Han vuelto. Con toda su gobernanza de gentío ávido de espectáculos gratuitos. Y sus sonidos trompeteros, de pájaros sedientos de sangre. Mi corazón estalla como la cuenca de un cigarrillo en la penumbra, con un grito sordo, inane. Pienso con delectación en la cuadratura del pijama, siempre cercana al vacío. Y en el buen gusto de las culturas iconoclastas. De nuevo el tambor a mil por hora. Y la gente con gomina. Tejiendo arabescos incómodos con tus rodillas en permanente transición. Como si fueran seres enanos con chaqueta que nacen en el tórax.

Pocas cosas más plenas de sevillanía, de populismo con ecos de señorío que la Semana Santa de Málaga. Excusa panorámica. Un montón indecoroso de gente. Viendo pasar al alcalde a toda pastilla, como se avistan en lontananza las estrellas fugaces. Y con el subterfugio atroz de una espiritualidad que es en realidad a la espiritualidad lo mismo que Andy y Lucas a la música de cámara.

Ahora que el obispo de Málaga se empeña en armar discursos aberrantes, este asunto de las cornetas se presume casi civilizado. Si no fuera por la exageración sistemática. Las cofradías, como el fútbol, han hecho de la insistencia su programa de colonización del hombre. Hasta el punto que es más común ver una procesión en Málaga que un reportaje en la tele de Cristiano Ronaldo. Uno, siempre sensible, escucha protestar a las damas: «¿Todos los días hay partido?». Pues sí. Incluso un 4 de noviembre. Con cristos crucificados. Lo que además una falta de tacto supina hacia la historia, constituye en toda regla un spoiler de campeonato.

Fíjense qué lecho, el de las aceras, repleto de poluciones cofrades. Si es porque venga el turismo más valdría poner un dispensador de cerveza con croquetas en todas las plazas. Al menos, uno se garantizaría la posibilidad de escapar con su panamá y su maletín por los callejones. Porque no hay nada reprobable en esto de la Semana Santa salvo la hipérbole y que sea inescrutablemente cada año para todos y por decreto. Se siente envidia de los globos que escapan por el aire. Populismo atroz y garbancero de los munícipes. Tiranía de la mayoría. Sin posiblidad de escapatoria para los que quieran humildemente y con la mano en el pecho llegar hasta la puerta de su trabajo o de su casa.

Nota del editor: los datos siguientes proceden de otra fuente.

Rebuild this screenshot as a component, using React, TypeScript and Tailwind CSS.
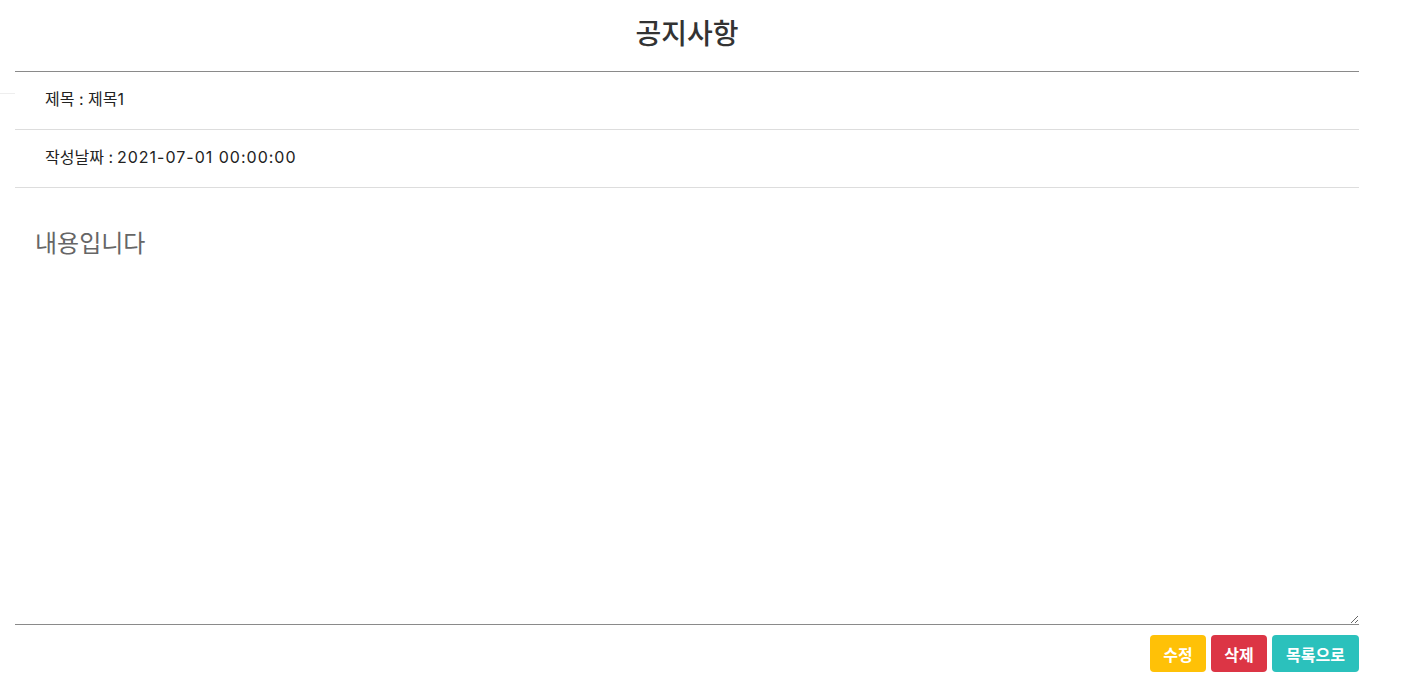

¿Por qué cada vez que se aviene el Domingo de Ramos uno mira con nostalgia la vida pacífica de las naves industriales? ¡Y qué decir de los juguetes de interior y contemporáneos, como las videoconsolas, en lugar de las trompetas de plástico que suenan como gaviotas acuchilladas en la proa de los catamaranes! Una vez más saber que de nada sirve, que comienza el estado de excepción, una semana entrópica en la que se suspenden las leyes y en la que se puede berrear en cuclillas y con banda de fiscornos de madrugada y hasta beber en la calle. El Centro íntegramente convertido en la plaza Mitjana en un convención de coros rocieros. Sin clemencia ni misericordia. A todas horas. En esto quedó la reflexión teológica. En cortar las calles. Todos los días en el fondo son Semana Santa.